Ulyssa is a feminine form of Ulysses, the Latin name for Greek Odysseus, the legendary hero of the Odyssey.
Ulyssa is the feminine form of Ulysses, itself the Latin transliteration of Ὀδυσσεύς (Odysseus), the most restlessly intelligent hero of Greek mythology. The etymology of Odysseus has occupied scholars for millennia: one persuasive theory links it to the Greek verb "odussomai" — to be wrathful, to be the object of divine enmity — suggesting that Odysseus was, at his core, "the man who suffers" or "the man hated by the gods."

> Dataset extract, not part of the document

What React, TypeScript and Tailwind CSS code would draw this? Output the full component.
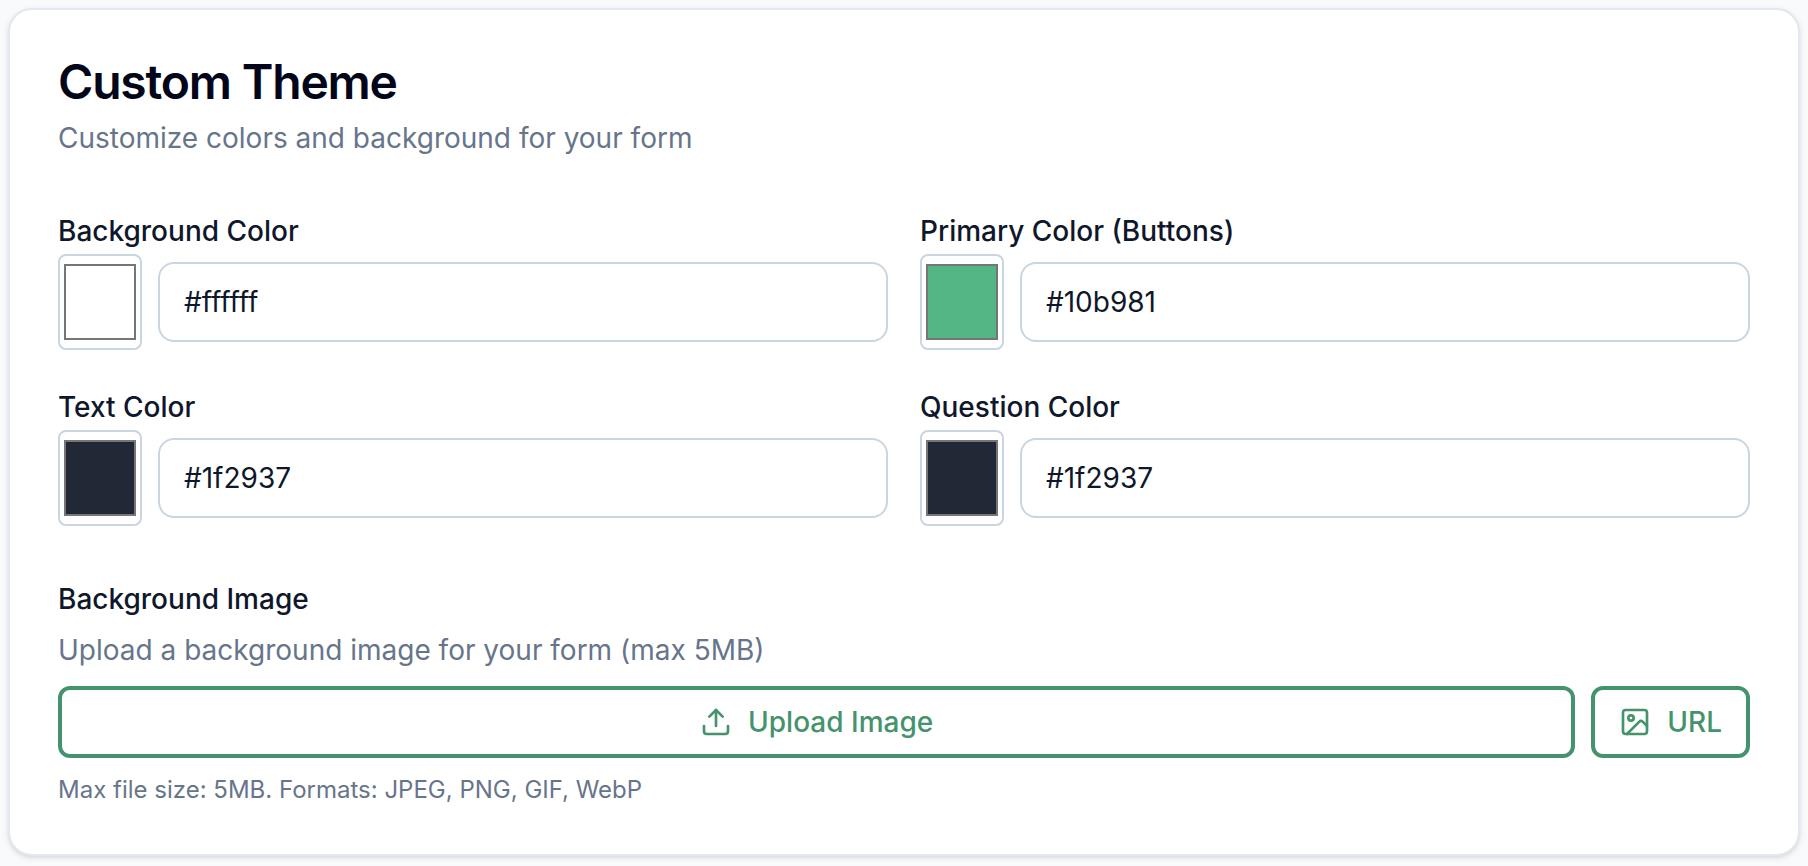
import { useState } from "react";
import { Image, Upload } from "lucide-react";

interface ColorFieldProps {
    id: string;
    label: string;
    swatch: string;
    initial: string;
}

const ColorField = ({ id, label, swatch, initial }: ColorFieldProps) => {
    const [picked, setPicked] = useState(swatch);
    const [text, setText] = useState(initial);

    const handlePick = (value: string) => {
        setPicked(value);
        setText(value);
    };

    return (
        <div className="flex flex-col">
            <label htmlFor={id} className="pt-0.5 text-[28px] leading-[46px] font-medium text-slate-900">
                {label}
            </label>
            <div className="flex items-center gap-4">
                <input
                    type="color"
                    aria-label={`${label} picker`}
                    value={picked}
                    onChange={(e) => handlePick(e.target.value)}
                    className="h-24 w-21 shrink-0 cursor-pointer rounded-lg border-2 border-slate-300 bg-white px-1 py-2 [&::-webkit-color-swatch-wrapper]:p-0 [&::-webkit-color-swatch]:rounded-none [&::-webkit-color-swatch]:border-2 [&::-webkit-color-swatch]:border-[#767676]"
                />
                <input
                    id={id}
                    type="text"
                    value={text}
                    onChange={(e) => setText(e.target.value)}
                    className="h-20 min-w-0 flex-1 rounded-2xl border-2 border-slate-300 bg-white px-6 text-[28px] text-slate-900"
                />
            </div>
        </div>
    );
};

const fields: ColorFieldProps[] = [
    { id: "background", label: "Background Color", swatch: "#ffffff", initial: "#ffffff" },
    { id: "primary", label: "Primary Color (Buttons)", swatch: "#55b685", initial: "#10b981" },
    { id: "text", label: "Text Color", swatch: "#222936", initial: "#1f2937" },
    { id: "question", label: "Question Color", swatch: "#222936", initial: "#1f2937" },
];

const App = () => {
    return (
        <main className="min-h-screen bg-slate-50 p-2 font-[Inter,sans-serif]">
            <section className="rounded-3xl border-2 border-slate-200 bg-white p-12 shadow-[0_2px_6px_rgba(0,0,0,0.1),0_2px_4px_-2px_rgba(0,0,0,0.1)]">
                <h3 className="text-5xl leading-12 font-semibold tracking-tight text-slate-950">Custom Theme</h3>
                <p className="mt-3 text-[28px] leading-10 text-[#67758b]">
                    Customize colors and background for your form
                </p>

                <div className="mt-12 grid grid-cols-2 gap-8">
                    {fields.map((field) => (
                        <ColorField key={field.id} {...field} />
                    ))}
                </div>

                <div className="mt-12">
                    <h4 className="pt-0.5 text-[28px] leading-[46px] font-medium text-slate-900">Background Image</h4>
                    <p className="mt-2 text-[28px] leading-10 text-[#67758b]">
                        Upload a background image for your form (max 5MB)
                    </p>
                    <div className="mt-4 flex gap-4">
                        <button
                            type="button"
                            className="flex h-18 flex-1 items-center justify-center gap-4 rounded-xl border-4 border-[#45936d] px-6 text-[28px] font-medium text-[#45936d]"
                        >
                            <Upload className="size-8" />
                            Upload Image
                        </button>
                        <button
                            type="button"
                            className="flex h-18 items-center justify-center gap-4 rounded-xl border-4 border-[#45936d] px-6 text-[28px] font-medium text-[#45936d]"
                        >
                            <Image className="size-8" />
                            URL
                        </button>
                    </div>
                    <p className="mt-4 text-2xl leading-8 text-[#67758b]">
                        Max file size: 5MB. Formats: JPEG, PNG, GIF, WebP
                    </p>
                </div>
            </section>
        </main>
    );
};

export default App;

Homer leaned into this reading throughout the Odyssey, making his hero's ten-year journey home a prolonged negotiation with a cosmos that seemed determined to deny him rest. The masculine Ulysses has carried extraordinary literary freight: Dante placed Odysseus in Inferno for the sin of false counsel while simultaneously making him the emblem of heroic curiosity; Alfred Lord Tennyson's 1833 poem reimagined him as an aged adventurer still hungry for the horizon; James Joyce's 1922 novel compressed an entire day in Dublin into the Odyssean framework and changed the novel form permanently. The feminine Ulyssa has remained rarer, appearing occasionally in American records from the nineteenth century onward — often in the same Southern and Midwestern naming cultures that produced female variants of presidential names like Ulyssia and Ulyssene after Grant's presidency.
For contemporary parents, Ulyssa offers the full mythological weight of one of Western literature's greatest protagonists recast as a distinctly feminine name. It is bold and literary without being obscure, heroic without being martial, and rare enough that any bearer will find it is a conversation-starter for life.